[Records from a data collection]
┏━━

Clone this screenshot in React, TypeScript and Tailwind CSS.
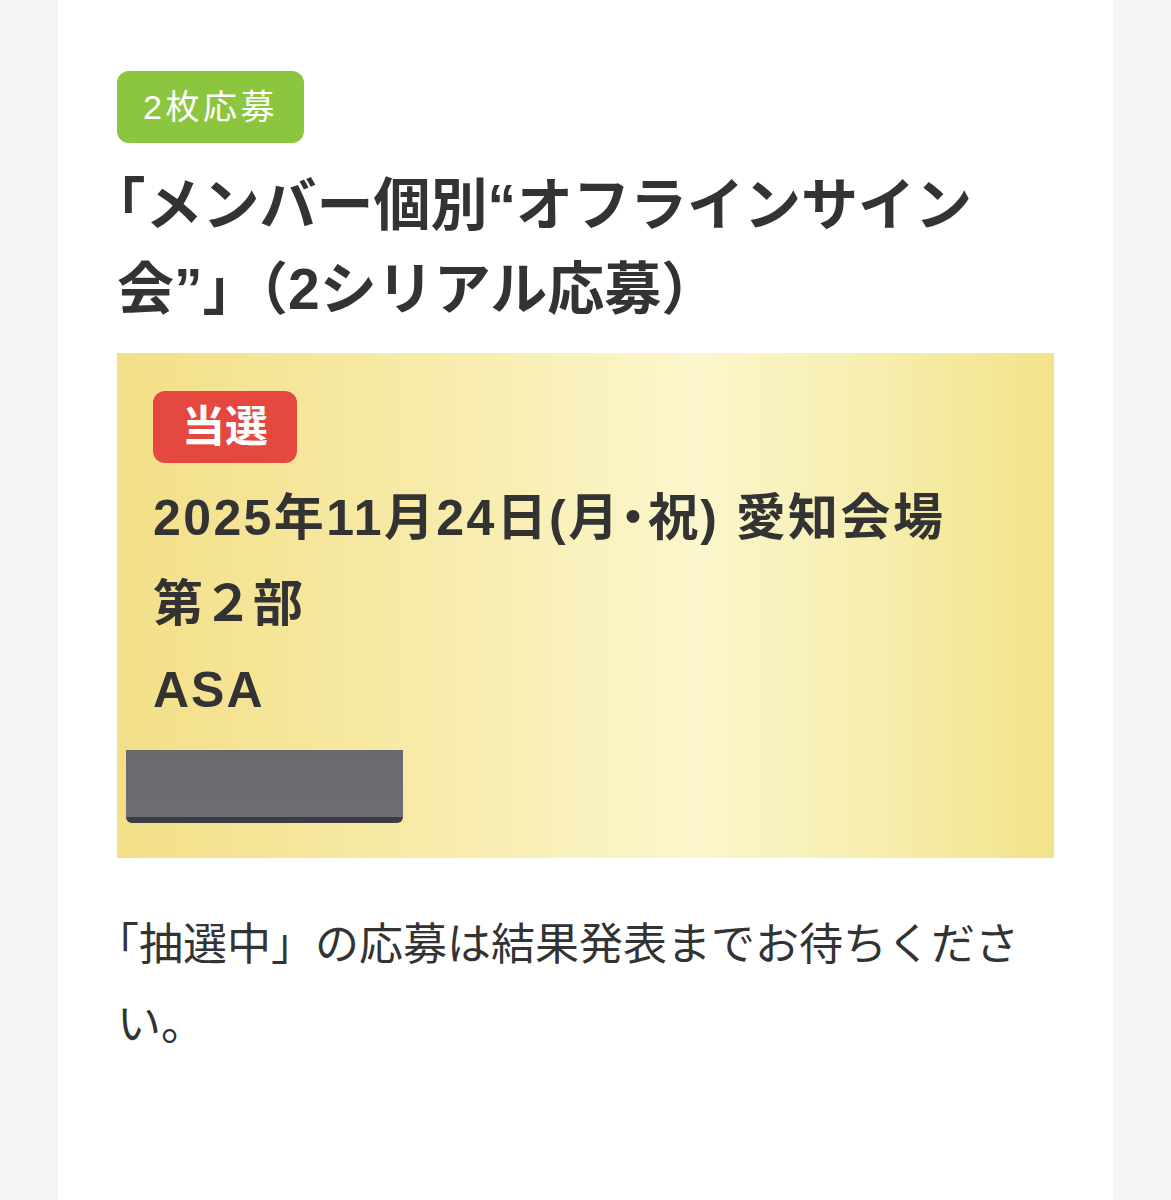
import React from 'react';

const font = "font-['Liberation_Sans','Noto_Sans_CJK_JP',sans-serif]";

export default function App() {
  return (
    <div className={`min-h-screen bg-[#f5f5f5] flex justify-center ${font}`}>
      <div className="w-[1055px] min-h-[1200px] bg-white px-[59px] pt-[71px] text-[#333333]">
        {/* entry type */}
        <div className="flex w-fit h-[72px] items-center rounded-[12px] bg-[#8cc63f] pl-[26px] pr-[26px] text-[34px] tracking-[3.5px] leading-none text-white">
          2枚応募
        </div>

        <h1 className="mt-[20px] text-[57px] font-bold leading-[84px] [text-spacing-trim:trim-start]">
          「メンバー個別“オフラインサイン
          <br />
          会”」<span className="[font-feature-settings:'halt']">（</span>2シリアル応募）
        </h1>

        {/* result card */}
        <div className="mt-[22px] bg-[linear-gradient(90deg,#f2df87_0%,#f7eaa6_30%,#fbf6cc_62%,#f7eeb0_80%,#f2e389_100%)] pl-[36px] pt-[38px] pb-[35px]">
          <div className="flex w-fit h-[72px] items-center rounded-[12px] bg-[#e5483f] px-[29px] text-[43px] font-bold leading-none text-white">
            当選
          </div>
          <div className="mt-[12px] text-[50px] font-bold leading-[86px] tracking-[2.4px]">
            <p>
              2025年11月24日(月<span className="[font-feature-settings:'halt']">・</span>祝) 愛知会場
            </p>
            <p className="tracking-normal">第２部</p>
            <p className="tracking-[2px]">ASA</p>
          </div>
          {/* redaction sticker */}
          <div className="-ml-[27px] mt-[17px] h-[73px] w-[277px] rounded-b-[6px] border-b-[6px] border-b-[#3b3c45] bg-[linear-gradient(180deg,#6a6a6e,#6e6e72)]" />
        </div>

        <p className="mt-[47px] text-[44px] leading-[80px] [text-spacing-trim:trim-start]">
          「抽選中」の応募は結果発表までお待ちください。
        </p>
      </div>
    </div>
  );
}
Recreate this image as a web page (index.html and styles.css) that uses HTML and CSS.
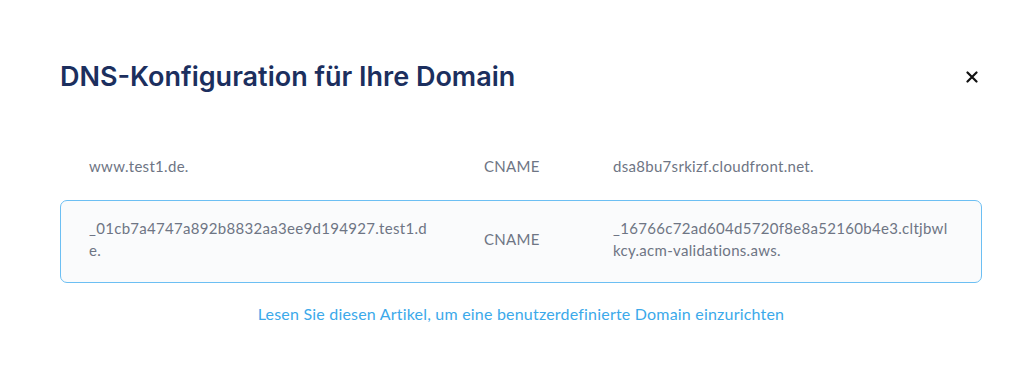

┗━━

» TASK TO CARRY OUT
Write the entries above out in full, exactly, with no images.

» RESULT
Clone this screenshot in React, TypeScript and Tailwind CSS.
import React from 'react';

const font = "font-['Liberation_Sans','Noto_Sans_CJK_JP',sans-serif]";

export default function App() {
  return (
    <div className={`min-h-screen bg-[#f5f5f5] flex justify-center ${font}`}>
      <div className="w-[1055px] min-h-[1200px] bg-white px-[59px] pt-[71px] text-[#333333]">
        {/* entry type */}
        <div className="flex w-fit h-[72px] items-center rounded-[12px] bg-[#8cc63f] pl-[26px] pr-[26px] text-[34px] tracking-[3.5px] leading-none text-white">
          2枚応募
        </div>

        <h1 className="mt-[20px] text-[57px] font-bold leading-[84px] [text-spacing-trim:trim-start]">
          「メンバー個別“オフラインサイン
          <br />
          会”」<span className="[font-feature-settings:'halt']">（</span>2シリアル応募）
        </h1>

        {/* result card */}
        <div className="mt-[22px] bg-[linear-gradient(90deg,#f2df87_0%,#f7eaa6_30%,#fbf6cc_62%,#f7eeb0_80%,#f2e389_100%)] pl-[36px] pt-[38px] pb-[35px]">
          <div className="flex w-fit h-[72px] items-center rounded-[12px] bg-[#e5483f] px-[29px] text-[43px] font-bold leading-none text-white">
            当選
          </div>
          <div className="mt-[12px] text-[50px] font-bold leading-[86px] tracking-[2.4px]">
            <p>
              2025年11月24日(月<span className="[font-feature-settings:'halt']">・</span>祝) 愛知会場
            </p>
            <p className="tracking-normal">第２部</p>
            <p className="tracking-[2px]">ASA</p>
          </div>
          {/* redaction sticker */}
          <div className="-ml-[27px] mt-[17px] h-[73px] w-[277px] rounded-b-[6px] border-b-[6px] border-b-[#3b3c45] bg-[linear-gradient(180deg,#6a6a6e,#6e6e72)]" />
        </div>

        <p className="mt-[47px] text-[44px] leading-[80px] [text-spacing-trim:trim-start]">
          「抽選中」の応募は結果発表までお待ちください。
        </p>
      </div>
    </div>
  );
}
Recreate this image as a web page (index.html and styles.css) that uses HTML and CSS.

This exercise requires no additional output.